A more subtle factor is that the estimated number of scientific scholarly journals increased from 4,447 in 1975 to 6,772 in 1995. Most of the new journals had a small circulation and, therefore, must have a higher-than-average price per title. Consequently, the continued addition of new journals had the effect of increasing average price both per title and per subscription. In fact, journal prices increased at a rate greater than inflation since at least 1960, when there were only 2,815 scientific journals provided by U.S. publishers (Tenopir and King, 2000).
This phenomenon can be documented by examining the 1975 number of journals in the quartile ranges shown for 1995 above and applying the same calculation of average price per journal title and per subscription as shown in Table 8.3. One can see that in 1995 there were more of the smaller-circulation journals and fewer larger ones.

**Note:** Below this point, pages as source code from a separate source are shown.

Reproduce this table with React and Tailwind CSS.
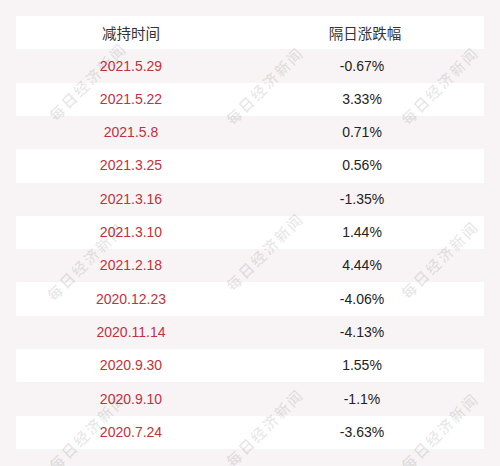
const rows = [
  ['2021.5.29', '-0.67%'],
  ['2021.5.22', '3.33%'],
  ['2021.5.8', '0.71%'],
  ['2021.3.25', '0.56%'],
  ['2021.3.16', '-1.35%'],
  ['2021.3.10', '1.44%'],
  ['2021.2.18', '4.44%'],
  ['2020.12.23', '-4.06%'],
  ['2020.11.14', '-4.13%'],
  ['2020.9.30', '1.55%'],
  ['2020.9.10', '-1.1%'],
  ['2020.7.24', '-3.63%'],
];

// watermark centres (x, y)
const marks = [
  [88, 82], [265, 86], [440, 86],
  [86, 262], [265, 252], [440, 260],
  [88, 432], [265, 428], [440, 432],
];

export default function App() {
  return (
    <div className="relative w-[500px] h-[466px] overflow-hidden bg-[#f8f4f5] pt-[16px] px-[16px] font-['Liberation_Sans','Noto_Sans_CJK_SC',sans-serif]">
      <div className="flex flex-col">
        <div className="grid grid-cols-[230px_238px] h-[33.4px] items-center bg-white text-[14.5px] text-[#333] font-['Noto_Sans_CJK_SC',sans-serif]">
          <div className="text-center">减持时间</div>
          <div className="text-center">隔日涨跌幅</div>
        </div>
        {rows.map(([date, pct], i) => (
          <div
            key={date}
            className={`grid grid-cols-[230px_238px] h-[33.3px] items-center text-[14px] ${i % 2 === 0 ? 'bg-[#f8f4f5]' : 'bg-white'}`}
          >
            <div className="text-center text-[#c4303c]">{date}</div>
            <div className="text-center text-[#222] pr-[6px]">{pct}</div>
          </div>
        ))}
      </div>

      {/* 每日经济新闻 watermark */}
      {marks.map(([x, y], i) => (
        <div
          key={i}
          className="absolute pointer-events-none whitespace-nowrap text-[15px] font-bold tracking-[2px] text-[#000]/[0.09] font-['Noto_Sans_CJK_SC',serif]"
          style={{ left: x, top: y, transform: 'translate(-50%, -50%) rotate(-45deg)' }}
        >
          每日经济新闻
        </div>
      ))}
    </div>
  );
}
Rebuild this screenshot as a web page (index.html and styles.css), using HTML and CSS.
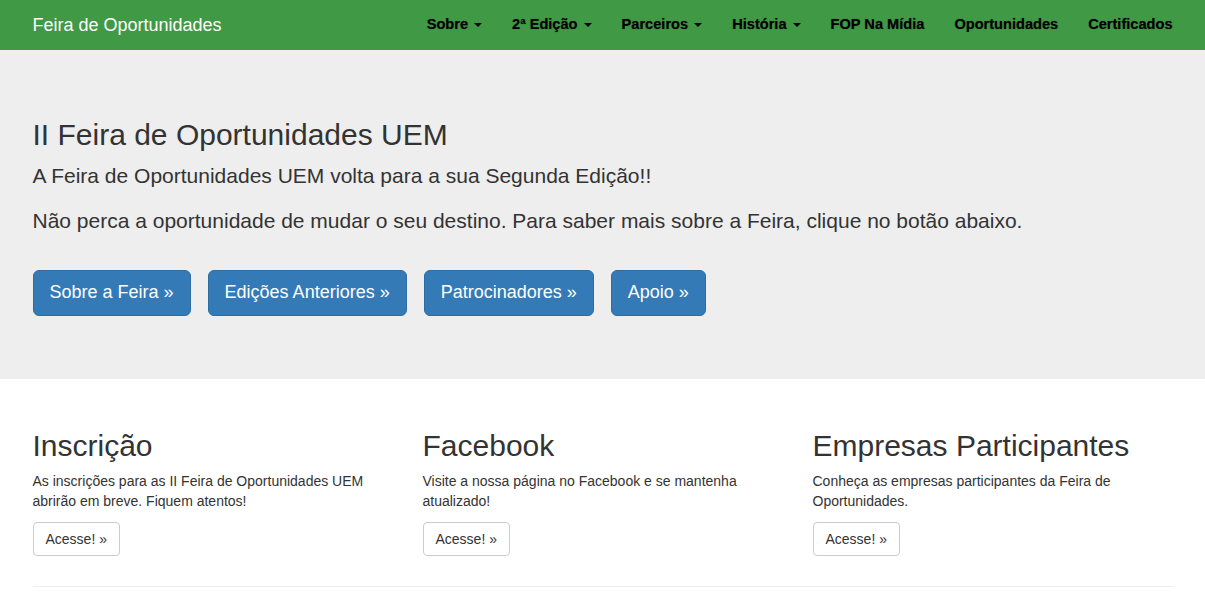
FILE: index.html
```html
<!DOCTYPE html>
<html lang="pt">
<head>
<meta charset="utf-8">
<title>Feira de Oportunidades</title>
<link rel="stylesheet" href="styles.css">
</head>
<body>
<nav class="navbar">
  <div class="container navbar-inner">
    <a class="brand" href="#">Feira de Oportunidades</a>
    <ul class="nav">
      <li><a href="#">Sobre <span class="caret"></span></a></li>
      <li><a href="#">2ª Edição <span class="caret"></span></a></li>
      <li><a href="#">Parceiros <span class="caret"></span></a></li>
      <li><a href="#">História <span class="caret"></span></a></li>
      <li><a href="#">FOP Na Mídia</a></li>
      <li><a href="#">Oportunidades</a></li>
      <li><a href="#">Certificados</a></li>
    </ul>
  </div>
</nav>
<div class="jumbotron">
  <div class="container">
    <h1>II Feira de Oportunidades UEM</h1>
    <p>A Feira de Oportunidades UEM volta para a sua Segunda Edição!!</p>
    <p>Não perca a oportunidade de mudar o seu destino. Para saber mais sobre a Feira, clique no botão abaixo.</p>
    <p class="actions">
      <a class="btn btn-primary" href="#">Sobre a Feira »</a>
      <a class="btn btn-primary" href="#">Edições Anteriores »</a>
      <a class="btn btn-primary" href="#">Patrocinadores »</a>
      <a class="btn btn-primary" href="#">Apoio »</a>
    </p>
  </div>
</div>
<div class="container">
  <div class="row">
    <div class="col">
      <h2>Inscrição</h2>
      <p>As inscrições para as II Feira de Oportunidades UEM abrirão em breve. Fiquem atentos!</p>
      <p><a class="btn btn-default" href="#">Acesse! »</a></p>
    </div>
    <div class="col">
      <h2>Facebook</h2>
      <p>Visite a nossa página no Facebook e se mantenha atualizado!</p>
      <p><a class="btn btn-default" href="#">Acesse! »</a></p>
    </div>
    <div class="col">
      <h2>Empresas Participantes</h2>
      <p>Conheça as empresas participantes da Feira de Oportunidades.</p>
      <p><a class="btn btn-default" href="#">Acesse! »</a></p>
    </div>
  </div>
  <hr>
</div>
</body>
</html>
```
FILE: styles.css
```css
* { box-sizing: border-box; }
html, body { margin: 0; }
body {
  font-family: "Liberation Sans", Arial, Helvetica, sans-serif;
  font-size: 14px;
  line-height: 1.42857;
  color: #333;
  background: #fff;
}
a { text-decoration: none; }
.container {
  width: 1170px;
  margin: 0 auto;
  padding: 0 15px;
}
.navbar {
  background: #409944;
  height: 50px;
}
.navbar-inner {
  display: flex;
  justify-content: space-between;
  align-items: stretch;
  height: 50px;
}
.brand {
  margin-left: -15px;
  padding: 15px;
  font-size: 18px;
  line-height: 20px;
  color: #fff;
}
.nav {
  list-style: none;
  margin: 0 -15px 0 0;
  padding: 0;
  display: flex;
}
.nav a {
  display: block;
  padding: 14px 15px 16px;
  line-height: 20px;
  font-size: 14.6px;
  font-weight: bold;
  color: #000;
  text-shadow: 0 0 1px rgba(0,0,0,0.4);
}
.caret {
  display: inline-block;
  width: 0;
  height: 0;
  margin-left: 2px;
  vertical-align: middle;
  border-top: 4px solid;
  border-right: 4px solid transparent;
  border-left: 4px solid transparent;
}
.jumbotron {
  background: #eee;
  padding: 48px 0;
  margin-bottom: 30px;
}
.jumbotron h1 {
  font-size: 30px;
  font-weight: 500;
  line-height: 1.1;
  margin: 20px 0 10px;
}
.jumbotron p {
  font-size: 21px;
  font-weight: 200;
  margin: 0 0 15px;
}
.jumbotron .actions {
  display: flex;
  gap: 17px;
  margin-top: 34px;
}
.btn {
  display: inline-block;
  border: 1px solid transparent;
  white-space: nowrap;
}
.btn-primary {
  background: #337ab7;
  border-color: #2e6da4;
  color: #fff;
  font-size: 18px;
  line-height: 1.3333;
  padding: 10px 16px;
  border-radius: 6px;
}
.btn-default {
  background: #fff;
  border-color: #ccc;
  color: #333;
  font-size: 14px;
  line-height: 20px;
  padding: 6px 12px;
  border-radius: 4px;
}
.row {
  display: grid;
  grid-template-columns: repeat(3, 1fr);
  margin: 0 -15px;
}
.col { padding: 0 15px; }
.col h2 {
  font-size: 30px;
  font-weight: 500;
  line-height: 1.1;
  margin: 20px 0 10px;
}
.col p { margin: 0 0 10px; }
hr {
  margin: 20px 0;
  border: 0;
  border-top: 1px solid #eee;
}
```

|No. of Journals||Proportion of Journals (%)|
|901 - 1,900||805||1,693||18.1||25|
|1,901 - 5,700||1,579||1,693||35.5||25|
In order to make unbiased comparisons, we again assume that all cost parameters remain the same and that average prices in the four ranges do as well. We find that the average price per journal title of 1975 journals with their circulation would be about $270 per title compared with $315 in 1995. Thus, this average price per journal would have increased about 17 percent due only to the change in distribution of circulation. A much smaller increase is observed in the average price per subscription, from $91 per subscription for 1975 circulation to $96 in 1995. Note that the average circulation per title did not decrease much from 1975 to 1995, from 6,100 to 5,800 subscriptions, but the median dropped from about 2,900 to 1,900 subscriptions.
The shifts in the distribution of circulation are attributable to more than the influx of new, small-circulation journals. Increased prices had a spiraling effect. As mentioned above, the average number of personal subscriptions per scientist dropped more than 50 percent over a twenty-year period. Had the average remained constant, there would be about 19 million more personal subscriptions than there actually were in 1995. Even at modest personal subscription prices, publishers undoubtedly lost billions in annual revenue from cancelled personal subscriptions, in which case they probably tried to recover the lost revenue through exceptionally high price increases to libraries. They would have been able to do this because library demand is much less sensitive to price changes than personal subscription demand. Both personal and institution (library) prices jumped dramatically in the late 1970s due to high inflation, fluctuating international exchange rates, and other factors. When this happens, subscriptions can decrease even though the number of scientists interested in a discipline continues to increase. With small-circulation journals, decreases in circulation result in an accelerated increase in cost per subscription. For example, if circulation decreases by 100 subscribers from a 2,500 level, the cost to publishers at 2,400 subscribers would be $6 more per subscriber. However, a 100-subscriber decrease from 500 to 400 subscribers would require an increased cost of $186 per subscriber in order to recover costs. Examples of required cost increases are outlined in Table 8.4:
|Circulation Decrease||Required Cost Increase|
|2,500 to 2,400||$6|
|2,000 to . 1,900||$8|
|1,500 to . 1,400||$18|
|1,000 to . 900||$41|
|500 to . 400||$186|
Thus, the accelerated publishing cost increases can result in corresponding price increases and further decreases in circulation, leading to higher costs and in turn, by necessity, to spiraling prices. Since personal subscriptions are much more sensitive to price changes than library subscriptions, the spiraling effect was initially observed with personal subscriptions.
Even with these reasons for the price increases of the past few decades, other factors must contribute as well. One explanation is that publishers have grown substantially in terms of the number of journals published. Some of this is due to publishers starting new journals and "splitting" journals into two or more when they increase in size, although the trend in recent decades has been to let them grow in size. Another factor has been growth through mergers. McCabe (this volume) provides evidence that such growth results in higher prices of journals due to market power. We believe that size of labor-intensive organizations such as publishers, tend to have relatively higher support costs as they grow in size. In our cost model for 2002, we estimated support costs to be about $198,000 or 29 percent of all costs. Others have speculated that commercial journal publishers are making an exorbitant profit by increasing prices, although this has yet to be proven for all commercial publishers. Furthermore, net revenue may also be positive for some society and other non-profit publishers. Case (this volume) emphasizes the importance of competition among publishers in order to minimize the potential for monopolization of the system.